"I'm constantly surprised at what gets a reaction and what doesn't," Time funnyman Joel Stein once told me. Stein said he'd written pieces he was sure were viral classics, like his impassioned account of chopping off his mullet. Then... nothing. Not even a blip on the blogosphere. "Then I'd toss off some piece about peanut allergies, and suddenly my mailbox erupts."
This week I found out exactly what Stein was talking about. In recent months I've published exclusive interviews with Adam Carolla, Dr. Drew and Oscar winner Dustin Lance Black. Each piece appeared and disappeared virtually unnoticed. Then Monday I ran a brief comic riff about returning my iMac to the Apple store, perturbed that the computer didn't come with a Windows installation CD. Suddenly my inbox exploded.
"People like you make me sick," wrote one reader. "I will send a couple of emails off to your editor to let them know just how unqualified you are." "Dear Josh," wrote another reader in 48-point balloon type, "you are an idiot." And: "Your iMac is not the problem. You are the problem. There are so many moronic flaws in your article that I am surprised that you learned to tie your shoes or feed yourself." And: "The entire Internet is laughing at you."
On the post board, readers were equally viciousand more creative. "You don't know anything about computers, yet you write a review about one," wrote one poster. "That's like me, as a gay man, writing an article about the best birth control." Another scoffed at my title, investigative reporter: "This article's title should be changed to 'I Don't Investigate Very Well; Allow Me to Demonstrate.'" Another reader empathized with my PC-to-Mac transition. "This is JUST like my experience," he wrote. "I rode a bike for nearly 10 years. I switched to a car and it didn't work the same, so I returned it two weeks later." And my favorite: "Mr. Kors: I am ashamed that your descendants learned to walk upright and harness the power of fire." (I left it to another reader to explain that it was my ancestors, not my descendants, that harnessed fire's power.)

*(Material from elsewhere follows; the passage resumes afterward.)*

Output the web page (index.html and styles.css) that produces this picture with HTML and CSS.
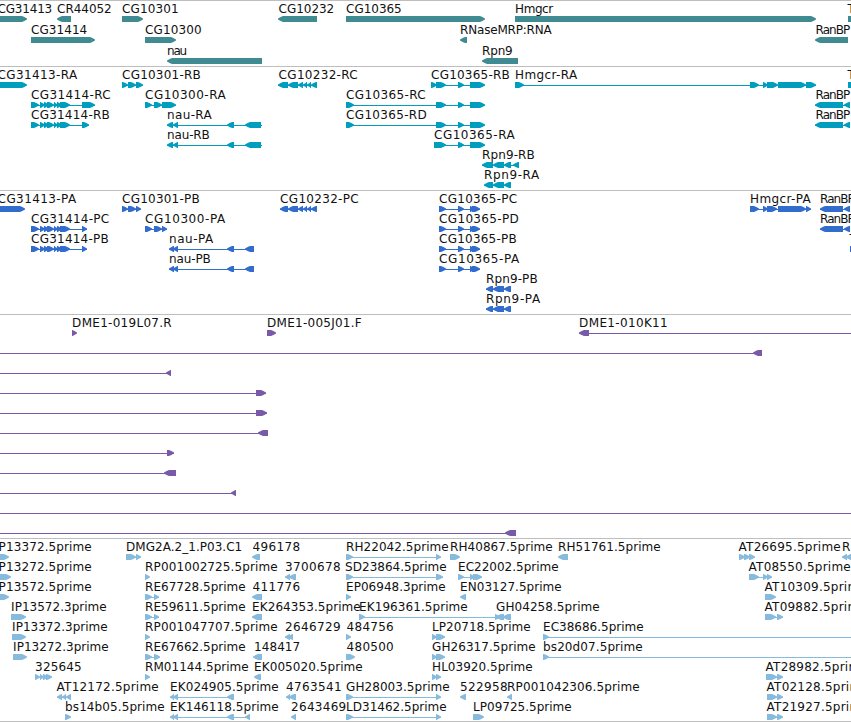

The vitriolic posts reminded me just how flat the print medium is, how readers so angered by my piece weren't there to see me wink at the screen, chuckle at my pseudo-serious twists of phrase. It's a phenomenon Roger Ebert, now mute, wrote about beautifully last week: "[Stressing] certain words, adding inflection, adjusting pace... these areas are almost as important as the words themselves in getting a message across." With typed words alone, wrote Ebert, people will never truly understand him.
There were a few, of course, who did pick up on my comic intentions. "I have not stopped laughing from reading this article," wrote one reader, comparing my piece to one of The Onion's deadpan classics. Another said I reminded him of one of the great comic icons, Andy Rooney. Both of us, he wrote, sounded "old, tired, cranky, out of touch, and too fundamentally lazy to use even simple tools."
"He continued on that if someone were so embarrassingly inexperienced with basic computer function... they wouldn't dare write an article under their own name, listing point-by-point how little they knew because it would obviously be career suicide. I, having worked in retail and having experienced a customer who tried to return a phone because it 'didn't have good sound,' only to realize they had been holding it upside down, have considerably less faith in humanity and think you were actually serious."